There is not currently such a thing; there is something called 'select_raw'
implemented in the GoogleDataStore adapter, but not in anything else, and
it isn't exactly what I am proposing.
To elaborate:
Assume the table is defined as follows:
reftable = db.define_table('reftable', Field('a', string))
table = db.define_table('table', Field('b', reftable))

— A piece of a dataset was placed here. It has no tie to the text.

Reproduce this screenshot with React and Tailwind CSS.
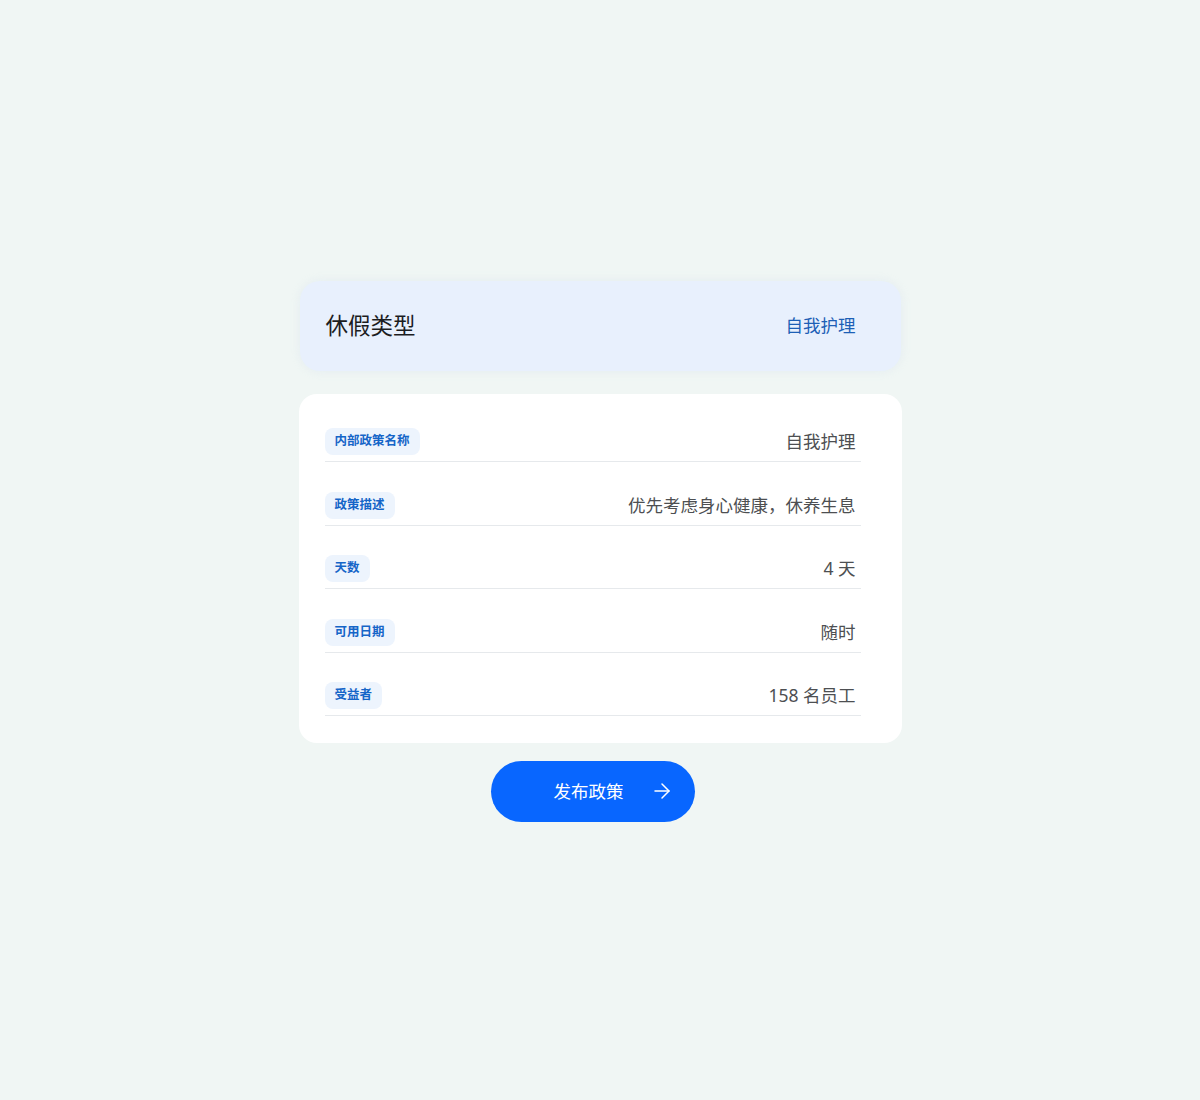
import React from 'react'
import { ArrowRight } from 'lucide-react'

const rows = [
  { label: '内部政策名称', value: '自我护理' },
  { label: '政策描述', value: '优先考虑身心健康，休养生息' },
  { label: '天数', value: '4 天' },
  { label: '可用日期', value: '随时' },
  { label: '受益者', value: '158 名员工' },
]

const PolicyRow = ({ label, value }) => (
  <div className="h-[63.5px] flex items-end border-b border-[#e6e9ec] pb-[6px] pr-[5px]">
    <div className="flex w-full items-center justify-between">
      <span className="rounded-[8px] bg-[#edf4fd] px-[10px] h-[27px] flex items-center text-[12.5px] font-bold text-[#1565c8]">
        {label}
      </span>
      <span className="text-[17.5px] text-[#4d4f52]">{value}</span>
    </div>
  </div>
)

const App = () => {
  return (
    <div
      className="min-h-[1100px] bg-[#f0f6f4] flex flex-col items-center justify-center"
      style={{ fontFamily: '"Noto Sans", "Noto Sans CJK SC", sans-serif' }}
    >
      <div className="w-[603px] translate-y-[1px]">
        {/* leave type header */}
        <div className="mx-[1px] h-[90px] rounded-[20px] bg-[#e8f0fd] shadow-[0_0_10px_rgba(200,215,235,0.3)] flex items-center justify-between pl-[26px] pr-[45px]">
          <span className="text-[22.5px] text-[#1c1d1f]">休假类型</span>
          <span className="text-[17.5px] text-[#1d5fb6]">自我护理</span>
        </div>

        {/* policy details */}
        <div className="mt-[23px] rounded-[18px] bg-white pt-[5px] pb-[26.5px] pl-[26px] pr-[41px]">
          {rows.map((r) => (
            <PolicyRow key={r.label} label={r.label} value={r.value} />
          ))}
        </div>

        <div className="mt-[18px] flex justify-center pr-[15px]">
          <button className="h-[61px] w-[204px] rounded-full bg-[#0866ff] flex items-center pl-[63px] text-white">
            <span className="text-[17.5px]">发布政策</span>
            <ArrowRight className="ml-[26px] w-[24px] h-[24px]" strokeWidth={1.5} />
          </button>
        </div>
      </div>
    </div>
  )
}

export default App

In my case, I need to pull all the records (60,000) from the database to
compute some aggregation which I cannot compute using sql. There are two
alternatives here:
r1 = db().select(table.ALL) # takes > 6 seconds
r2 = db.executesql(db._select(table.ALL)) # takes ~0.1sec
The records returned in the first instance are much richer; they have
record chasing (e.g. I can do r1[0].b.a to select through the foreign key),
they have methods like r1[0].update_record() and r1[0].delete_record(), and
other nice stuff.
However, for this use, I don't need the additional records, and I do need
the speed, so I would rather use r2. However, r2 is not a direct
replacement -- it doesn't have the column names. If I use
r3 = db.executesql(db._select(table.ALL), as_dict=True) # still takes
~0.1sec
I can do r3[0]['b'] but I cannot do r3[0].b; and it takes a lot more memory
than r2.
A suggestion: add another parameter, processor=... which, if available,
will be called with the db.connection.cursor, returning a function, through
which each routine will be passed; example
def named_tuple_process(name, description):
from collections import namedtuple
fields = ' '.join([x[0] for x in description])
return namedtuple(name, fields)
r4 = db.executesql(db._select(table.ALL), process=lambda x:
named_tuple_process('tablerec', x))
r4[0].b # will now work; not a full replacement, but good enough for many
uses.
In fact, you can do that externally -
r4 = db.executesql(db._select(table.ALL))
f = named_tuple_process('tablerec', db._adapter.cursor.description)
r4 = [f(x) for x in r4]
But this requires reaching into the internals of the db adapter.
Finally, I propose to define x.raw_select(*args) to do:
db.executesql(x._select(*args))
which would make this a relatively clean replacement.